◆ EXERCISE DESCRIPTION:
Pull out every line below containing the word "React".

◆ DATASET ROWS:
━━━━━━━━━━
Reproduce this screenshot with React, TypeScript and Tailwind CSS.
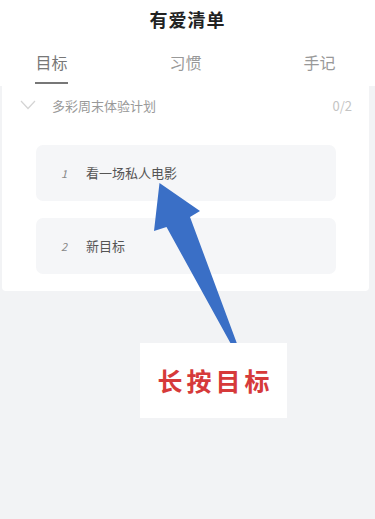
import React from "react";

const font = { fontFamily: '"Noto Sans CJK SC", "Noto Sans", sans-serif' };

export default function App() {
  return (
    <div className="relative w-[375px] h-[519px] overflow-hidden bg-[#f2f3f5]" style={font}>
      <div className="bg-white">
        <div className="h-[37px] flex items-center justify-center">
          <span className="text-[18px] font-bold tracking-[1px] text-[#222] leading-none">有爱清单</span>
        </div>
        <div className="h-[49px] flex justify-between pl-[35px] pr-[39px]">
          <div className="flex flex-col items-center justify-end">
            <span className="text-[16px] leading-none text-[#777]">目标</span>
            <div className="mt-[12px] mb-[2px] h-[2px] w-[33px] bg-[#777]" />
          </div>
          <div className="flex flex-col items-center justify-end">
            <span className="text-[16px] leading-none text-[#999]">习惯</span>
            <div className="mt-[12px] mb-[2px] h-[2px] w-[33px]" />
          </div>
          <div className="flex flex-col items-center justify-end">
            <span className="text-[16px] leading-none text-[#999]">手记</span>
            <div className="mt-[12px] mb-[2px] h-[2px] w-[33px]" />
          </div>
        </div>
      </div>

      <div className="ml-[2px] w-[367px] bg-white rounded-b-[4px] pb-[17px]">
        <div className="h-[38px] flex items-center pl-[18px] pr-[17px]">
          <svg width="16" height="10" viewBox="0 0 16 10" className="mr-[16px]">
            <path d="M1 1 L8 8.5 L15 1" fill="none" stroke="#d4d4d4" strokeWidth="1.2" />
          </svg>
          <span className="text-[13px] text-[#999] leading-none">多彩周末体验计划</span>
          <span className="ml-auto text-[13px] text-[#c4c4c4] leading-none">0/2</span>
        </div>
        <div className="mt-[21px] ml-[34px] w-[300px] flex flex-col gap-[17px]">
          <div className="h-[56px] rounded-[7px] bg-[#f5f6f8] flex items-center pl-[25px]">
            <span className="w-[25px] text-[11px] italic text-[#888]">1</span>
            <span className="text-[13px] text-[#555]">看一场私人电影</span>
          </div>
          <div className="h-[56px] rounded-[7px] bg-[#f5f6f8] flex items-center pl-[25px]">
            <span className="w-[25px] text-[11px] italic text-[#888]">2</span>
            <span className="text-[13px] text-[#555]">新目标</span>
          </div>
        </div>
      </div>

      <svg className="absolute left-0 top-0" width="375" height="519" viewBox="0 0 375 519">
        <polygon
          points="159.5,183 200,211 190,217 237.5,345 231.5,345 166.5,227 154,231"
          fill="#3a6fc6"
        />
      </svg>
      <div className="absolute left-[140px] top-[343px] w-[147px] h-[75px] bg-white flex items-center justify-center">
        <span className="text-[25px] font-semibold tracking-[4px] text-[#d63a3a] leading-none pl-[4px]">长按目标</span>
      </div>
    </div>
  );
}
━━━━━━━━━━
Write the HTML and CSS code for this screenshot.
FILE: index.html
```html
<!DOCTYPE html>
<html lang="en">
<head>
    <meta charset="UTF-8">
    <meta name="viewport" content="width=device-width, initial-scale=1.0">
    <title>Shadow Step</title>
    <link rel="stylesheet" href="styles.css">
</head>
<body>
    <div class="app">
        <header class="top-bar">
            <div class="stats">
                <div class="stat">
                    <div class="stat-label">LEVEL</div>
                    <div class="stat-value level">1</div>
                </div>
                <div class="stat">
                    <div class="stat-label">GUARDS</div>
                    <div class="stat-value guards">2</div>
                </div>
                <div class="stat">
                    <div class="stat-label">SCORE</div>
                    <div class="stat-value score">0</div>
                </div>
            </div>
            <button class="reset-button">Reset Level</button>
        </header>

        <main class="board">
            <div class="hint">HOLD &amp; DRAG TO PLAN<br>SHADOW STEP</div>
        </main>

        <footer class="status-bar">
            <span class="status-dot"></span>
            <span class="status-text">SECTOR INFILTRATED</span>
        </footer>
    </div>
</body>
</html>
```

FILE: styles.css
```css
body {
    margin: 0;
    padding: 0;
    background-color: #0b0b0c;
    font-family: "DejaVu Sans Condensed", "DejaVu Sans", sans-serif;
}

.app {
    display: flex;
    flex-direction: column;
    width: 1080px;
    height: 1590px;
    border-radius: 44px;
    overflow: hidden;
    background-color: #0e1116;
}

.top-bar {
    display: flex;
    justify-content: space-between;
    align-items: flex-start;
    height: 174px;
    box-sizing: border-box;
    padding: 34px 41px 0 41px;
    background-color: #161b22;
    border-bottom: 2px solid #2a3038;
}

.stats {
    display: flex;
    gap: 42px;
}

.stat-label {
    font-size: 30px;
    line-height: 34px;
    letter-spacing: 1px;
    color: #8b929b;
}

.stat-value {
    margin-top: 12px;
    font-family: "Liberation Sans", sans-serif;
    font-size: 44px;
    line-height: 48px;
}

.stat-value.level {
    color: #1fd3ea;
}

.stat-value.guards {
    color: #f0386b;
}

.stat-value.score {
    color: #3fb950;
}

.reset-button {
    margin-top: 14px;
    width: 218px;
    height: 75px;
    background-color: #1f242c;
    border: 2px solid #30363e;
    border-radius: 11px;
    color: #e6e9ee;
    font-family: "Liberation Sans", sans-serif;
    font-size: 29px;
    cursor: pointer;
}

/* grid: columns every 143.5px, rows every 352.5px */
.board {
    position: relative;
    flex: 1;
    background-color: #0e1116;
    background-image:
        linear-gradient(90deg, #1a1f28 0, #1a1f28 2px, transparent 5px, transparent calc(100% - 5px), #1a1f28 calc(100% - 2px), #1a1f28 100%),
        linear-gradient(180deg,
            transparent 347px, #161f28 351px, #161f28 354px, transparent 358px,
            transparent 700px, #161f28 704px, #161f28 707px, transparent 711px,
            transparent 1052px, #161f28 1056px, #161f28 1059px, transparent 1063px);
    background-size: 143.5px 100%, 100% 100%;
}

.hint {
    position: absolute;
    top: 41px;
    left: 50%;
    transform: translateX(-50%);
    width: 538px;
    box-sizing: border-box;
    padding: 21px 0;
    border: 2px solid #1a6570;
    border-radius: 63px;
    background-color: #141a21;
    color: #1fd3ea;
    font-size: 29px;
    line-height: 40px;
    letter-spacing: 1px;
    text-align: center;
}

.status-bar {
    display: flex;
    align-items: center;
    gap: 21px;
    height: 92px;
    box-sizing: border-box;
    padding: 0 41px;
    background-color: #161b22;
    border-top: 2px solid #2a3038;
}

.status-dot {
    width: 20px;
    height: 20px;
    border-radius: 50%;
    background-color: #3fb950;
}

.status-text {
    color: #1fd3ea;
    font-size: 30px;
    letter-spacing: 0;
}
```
━━━━━━━━━━
◆ EXERCISE ANSWER:
Reproduce this screenshot with React, TypeScript and Tailwind CSS.
import React from "react";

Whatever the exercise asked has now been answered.